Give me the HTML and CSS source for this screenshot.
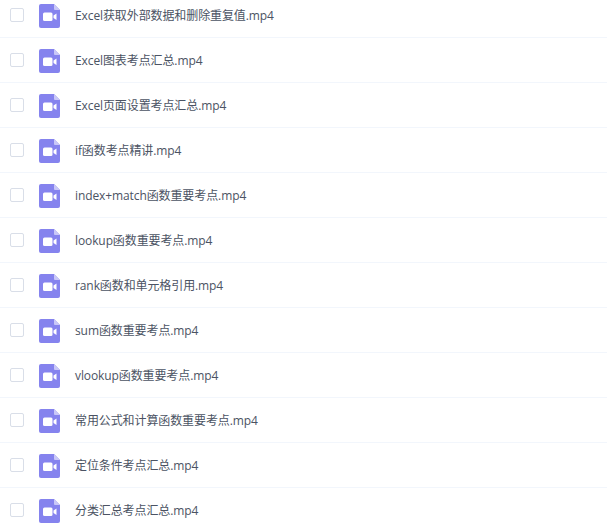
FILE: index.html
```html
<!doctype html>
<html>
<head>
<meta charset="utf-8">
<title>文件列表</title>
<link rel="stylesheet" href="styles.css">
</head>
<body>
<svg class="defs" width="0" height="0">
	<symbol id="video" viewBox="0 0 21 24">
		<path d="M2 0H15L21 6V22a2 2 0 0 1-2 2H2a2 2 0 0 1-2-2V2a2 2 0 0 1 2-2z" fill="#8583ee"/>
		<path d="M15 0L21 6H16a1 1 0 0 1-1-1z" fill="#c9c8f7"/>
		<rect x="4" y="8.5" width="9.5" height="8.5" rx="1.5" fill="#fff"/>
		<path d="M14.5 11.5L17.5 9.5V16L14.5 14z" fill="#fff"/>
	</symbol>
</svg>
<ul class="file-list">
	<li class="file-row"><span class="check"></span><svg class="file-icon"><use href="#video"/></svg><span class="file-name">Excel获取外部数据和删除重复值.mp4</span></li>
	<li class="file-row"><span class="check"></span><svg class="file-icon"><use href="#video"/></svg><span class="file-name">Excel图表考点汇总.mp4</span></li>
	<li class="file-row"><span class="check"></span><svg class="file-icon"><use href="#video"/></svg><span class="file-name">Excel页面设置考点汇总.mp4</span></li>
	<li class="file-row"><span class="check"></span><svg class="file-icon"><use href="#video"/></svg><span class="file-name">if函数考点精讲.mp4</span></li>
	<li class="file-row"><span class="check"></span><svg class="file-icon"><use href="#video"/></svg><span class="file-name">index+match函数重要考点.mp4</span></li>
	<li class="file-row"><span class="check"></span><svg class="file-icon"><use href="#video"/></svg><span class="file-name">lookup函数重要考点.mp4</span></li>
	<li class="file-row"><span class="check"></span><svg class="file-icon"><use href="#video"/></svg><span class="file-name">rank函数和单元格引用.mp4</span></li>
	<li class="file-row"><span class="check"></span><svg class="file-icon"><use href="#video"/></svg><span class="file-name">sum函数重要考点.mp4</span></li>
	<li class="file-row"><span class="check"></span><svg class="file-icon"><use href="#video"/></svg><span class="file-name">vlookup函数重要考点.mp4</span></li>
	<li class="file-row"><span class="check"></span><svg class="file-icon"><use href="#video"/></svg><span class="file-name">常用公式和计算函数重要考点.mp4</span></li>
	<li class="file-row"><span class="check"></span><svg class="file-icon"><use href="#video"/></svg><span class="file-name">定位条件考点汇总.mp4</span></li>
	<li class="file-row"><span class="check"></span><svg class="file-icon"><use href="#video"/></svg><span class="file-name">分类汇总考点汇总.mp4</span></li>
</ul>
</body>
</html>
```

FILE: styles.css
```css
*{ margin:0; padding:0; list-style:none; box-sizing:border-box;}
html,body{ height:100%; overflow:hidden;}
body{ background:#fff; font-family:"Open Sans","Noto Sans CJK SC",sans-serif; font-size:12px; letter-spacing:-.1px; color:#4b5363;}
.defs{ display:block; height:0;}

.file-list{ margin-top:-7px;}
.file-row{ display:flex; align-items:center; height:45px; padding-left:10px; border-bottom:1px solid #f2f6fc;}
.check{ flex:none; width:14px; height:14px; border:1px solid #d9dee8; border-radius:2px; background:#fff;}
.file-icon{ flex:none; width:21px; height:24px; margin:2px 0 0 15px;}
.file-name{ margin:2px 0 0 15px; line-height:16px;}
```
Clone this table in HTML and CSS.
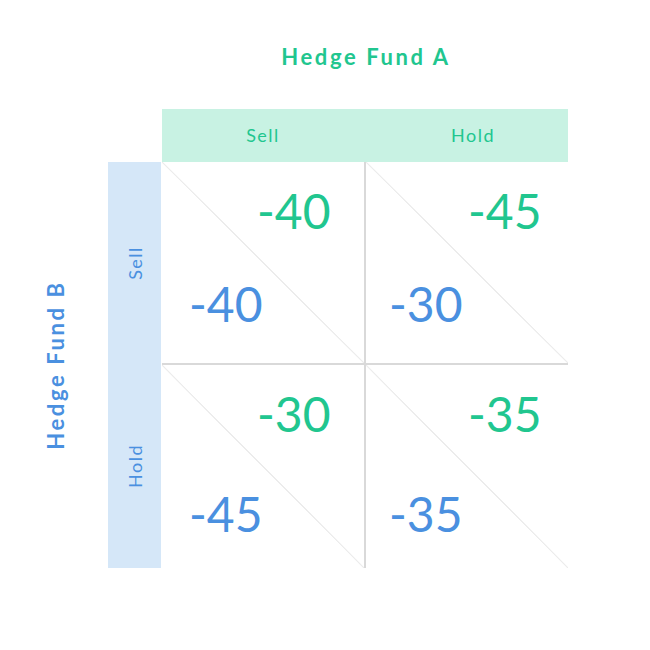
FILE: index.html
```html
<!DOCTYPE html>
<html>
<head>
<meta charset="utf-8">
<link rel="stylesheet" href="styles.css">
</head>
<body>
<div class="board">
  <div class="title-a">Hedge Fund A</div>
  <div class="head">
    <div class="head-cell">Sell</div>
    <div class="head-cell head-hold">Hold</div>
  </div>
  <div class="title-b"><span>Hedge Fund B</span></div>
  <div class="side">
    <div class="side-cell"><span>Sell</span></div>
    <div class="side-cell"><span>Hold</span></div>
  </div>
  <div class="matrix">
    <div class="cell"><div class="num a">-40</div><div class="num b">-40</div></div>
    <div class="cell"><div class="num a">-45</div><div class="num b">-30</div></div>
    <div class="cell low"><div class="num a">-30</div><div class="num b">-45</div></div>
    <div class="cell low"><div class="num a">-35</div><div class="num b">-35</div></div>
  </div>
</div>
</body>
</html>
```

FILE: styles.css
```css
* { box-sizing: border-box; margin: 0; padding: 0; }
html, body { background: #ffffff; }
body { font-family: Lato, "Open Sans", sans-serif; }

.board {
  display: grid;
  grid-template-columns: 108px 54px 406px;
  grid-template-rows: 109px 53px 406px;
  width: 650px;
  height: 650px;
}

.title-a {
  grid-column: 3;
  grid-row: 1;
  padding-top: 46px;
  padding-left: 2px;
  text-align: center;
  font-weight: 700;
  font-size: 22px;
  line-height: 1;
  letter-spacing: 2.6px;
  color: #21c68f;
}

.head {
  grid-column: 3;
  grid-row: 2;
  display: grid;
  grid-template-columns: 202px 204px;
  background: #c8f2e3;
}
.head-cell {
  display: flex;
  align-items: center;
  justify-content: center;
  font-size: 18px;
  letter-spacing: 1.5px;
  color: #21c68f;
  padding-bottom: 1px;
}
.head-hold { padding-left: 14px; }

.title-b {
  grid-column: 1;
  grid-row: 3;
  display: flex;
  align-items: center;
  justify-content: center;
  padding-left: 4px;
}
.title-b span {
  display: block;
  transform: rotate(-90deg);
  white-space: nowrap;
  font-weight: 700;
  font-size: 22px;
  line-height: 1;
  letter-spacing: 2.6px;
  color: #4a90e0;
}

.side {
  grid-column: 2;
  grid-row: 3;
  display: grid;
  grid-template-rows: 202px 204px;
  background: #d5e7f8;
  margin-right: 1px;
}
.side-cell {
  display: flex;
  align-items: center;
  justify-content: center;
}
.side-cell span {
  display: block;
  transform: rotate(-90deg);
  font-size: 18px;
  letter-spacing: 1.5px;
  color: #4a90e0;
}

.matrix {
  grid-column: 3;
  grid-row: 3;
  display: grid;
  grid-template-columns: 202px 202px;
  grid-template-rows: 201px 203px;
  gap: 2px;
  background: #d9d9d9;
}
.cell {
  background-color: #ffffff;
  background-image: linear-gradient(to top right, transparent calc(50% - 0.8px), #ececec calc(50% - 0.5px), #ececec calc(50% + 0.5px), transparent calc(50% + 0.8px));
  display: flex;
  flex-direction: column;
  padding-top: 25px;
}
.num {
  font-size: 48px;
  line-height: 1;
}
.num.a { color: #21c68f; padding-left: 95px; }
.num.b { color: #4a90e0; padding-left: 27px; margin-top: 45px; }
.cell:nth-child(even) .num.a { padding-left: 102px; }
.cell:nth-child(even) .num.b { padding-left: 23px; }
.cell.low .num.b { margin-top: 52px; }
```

▬▬▬▬▬▬▬▬▬▬

- [Problem details]:
A faithful copy of the records above is needed, with the pictures left out.

- [Output for this task]:
Give me the HTML and CSS source for this screenshot.
FILE: index.html
```html
<!doctype html>
<html>
<head>
<meta charset="utf-8">
<title>文件列表</title>
<link rel="stylesheet" href="styles.css">
</head>
<body>
<svg class="defs" width="0" height="0">
	<symbol id="video" viewBox="0 0 21 24">
		<path d="M2 0H15L21 6V22a2 2 0 0 1-2 2H2a2 2 0 0 1-2-2V2a2 2 0 0 1 2-2z" fill="#8583ee"/>
		<path d="M15 0L21 6H16a1 1 0 0 1-1-1z" fill="#c9c8f7"/>
		<rect x="4" y="8.5" width="9.5" height="8.5" rx="1.5" fill="#fff"/>
		<path d="M14.5 11.5L17.5 9.5V16L14.5 14z" fill="#fff"/>
	</symbol>
</svg>
<ul class="file-list">
	<li class="file-row"><span class="check"></span><svg class="file-icon"><use href="#video"/></svg><span class="file-name">Excel获取外部数据和删除重复值.mp4</span></li>
	<li class="file-row"><span class="check"></span><svg class="file-icon"><use href="#video"/></svg><span class="file-name">Excel图表考点汇总.mp4</span></li>
	<li class="file-row"><span class="check"></span><svg class="file-icon"><use href="#video"/></svg><span class="file-name">Excel页面设置考点汇总.mp4</span></li>
	<li class="file-row"><span class="check"></span><svg class="file-icon"><use href="#video"/></svg><span class="file-name">if函数考点精讲.mp4</span></li>
	<li class="file-row"><span class="check"></span><svg class="file-icon"><use href="#video"/></svg><span class="file-name">index+match函数重要考点.mp4</span></li>
	<li class="file-row"><span class="check"></span><svg class="file-icon"><use href="#video"/></svg><span class="file-name">lookup函数重要考点.mp4</span></li>
	<li class="file-row"><span class="check"></span><svg class="file-icon"><use href="#video"/></svg><span class="file-name">rank函数和单元格引用.mp4</span></li>
	<li class="file-row"><span class="check"></span><svg class="file-icon"><use href="#video"/></svg><span class="file-name">sum函数重要考点.mp4</span></li>
	<li class="file-row"><span class="check"></span><svg class="file-icon"><use href="#video"/></svg><span class="file-name">vlookup函数重要考点.mp4</span></li>
	<li class="file-row"><span class="check"></span><svg class="file-icon"><use href="#video"/></svg><span class="file-name">常用公式和计算函数重要考点.mp4</span></li>
	<li class="file-row"><span class="check"></span><svg class="file-icon"><use href="#video"/></svg><span class="file-name">定位条件考点汇总.mp4</span></li>
	<li class="file-row"><span class="check"></span><svg class="file-icon"><use href="#video"/></svg><span class="file-name">分类汇总考点汇总.mp4</span></li>
</ul>
</body>
</html>
```

FILE: styles.css
```css
*{ margin:0; padding:0; list-style:none; box-sizing:border-box;}
html,body{ height:100%; overflow:hidden;}
body{ background:#fff; font-family:"Open Sans","Noto Sans CJK SC",sans-serif; font-size:12px; letter-spacing:-.1px; color:#4b5363;}
.defs{ display:block; height:0;}

.file-list{ margin-top:-7px;}
.file-row{ display:flex; align-items:center; height:45px; padding-left:10px; border-bottom:1px solid #f2f6fc;}
.check{ flex:none; width:14px; height:14px; border:1px solid #d9dee8; border-radius:2px; background:#fff;}
.file-icon{ flex:none; width:21px; height:24px; margin:2px 0 0 15px;}
.file-name{ margin:2px 0 0 15px; line-height:16px;}
```
Clone this table in HTML and CSS.
FILE: index.html
```html
<!DOCTYPE html>
<html>
<head>
<meta charset="utf-8">
<link rel="stylesheet" href="styles.css">
</head>
<body>
<div class="board">
  <div class="title-a">Hedge Fund A</div>
  <div class="head">
    <div class="head-cell">Sell</div>
    <div class="head-cell head-hold">Hold</div>
  </div>
  <div class="title-b"><span>Hedge Fund B</span></div>
  <div class="side">
    <div class="side-cell"><span>Sell</span></div>
    <div class="side-cell"><span>Hold</span></div>
  </div>
  <div class="matrix">
    <div class="cell"><div class="num a">-40</div><div class="num b">-40</div></div>
    <div class="cell"><div class="num a">-45</div><div class="num b">-30</div></div>
    <div class="cell low"><div class="num a">-30</div><div class="num b">-45</div></div>
    <div class="cell low"><div class="num a">-35</div><div class="num b">-35</div></div>
  </div>
</div>
</body>
</html>
```

FILE: styles.css
```css
* { box-sizing: border-box; margin: 0; padding: 0; }
html, body { background: #ffffff; }
body { font-family: Lato, "Open Sans", sans-serif; }

.board {
  display: grid;
  grid-template-columns: 108px 54px 406px;
  grid-template-rows: 109px 53px 406px;
  width: 650px;
  height: 650px;
}

.title-a {
  grid-column: 3;
  grid-row: 1;
  padding-top: 46px;
  padding-left: 2px;
  text-align: center;
  font-weight: 700;
  font-size: 22px;
  line-height: 1;
  letter-spacing: 2.6px;
  color: #21c68f;
}

.head {
  grid-column: 3;
  grid-row: 2;
  display: grid;
  grid-template-columns: 202px 204px;
  background: #c8f2e3;
}
.head-cell {
  display: flex;
  align-items: center;
  justify-content: center;
  font-size: 18px;
  letter-spacing: 1.5px;
  color: #21c68f;
  padding-bottom: 1px;
}
.head-hold { padding-left: 14px; }

.title-b {
  grid-column: 1;
  grid-row: 3;
  display: flex;
  align-items: center;
  justify-content: center;
  padding-left: 4px;
}
.title-b span {
  display: block;
  transform: rotate(-90deg);
  white-space: nowrap;
  font-weight: 700;
  font-size: 22px;
  line-height: 1;
  letter-spacing: 2.6px;
  color: #4a90e0;
}

.side {
  grid-column: 2;
  grid-row: 3;
  display: grid;
  grid-template-rows: 202px 204px;
  background: #d5e7f8;
  margin-right: 1px;
}
.side-cell {
  display: flex;
  align-items: center;
  justify-content: center;
}
.side-cell span {
  display: block;
  transform: rotate(-90deg);
  font-size: 18px;
  letter-spacing: 1.5px;
  color: #4a90e0;
}

.matrix {
  grid-column: 3;
  grid-row: 3;
  display: grid;
  grid-template-columns: 202px 202px;
  grid-template-rows: 201px 203px;
  gap: 2px;
  background: #d9d9d9;
}
.cell {
  background-color: #ffffff;
  background-image: linear-gradient(to top right, transparent calc(50% - 0.8px), #ececec calc(50% - 0.5px), #ececec calc(50% + 0.5px), transparent calc(50% + 0.8px));
  display: flex;
  flex-direction: column;
  padding-top: 25px;
}
.num {
  font-size: 48px;
  line-height: 1;
}
.num.a { color: #21c68f; padding-left: 95px; }
.num.b { color: #4a90e0; padding-left: 27px; margin-top: 45px; }
.cell:nth-child(even) .num.a { padding-left: 102px; }
.cell:nth-child(even) .num.b { padding-left: 23px; }
.cell.low .num.b { margin-top: 52px; }
```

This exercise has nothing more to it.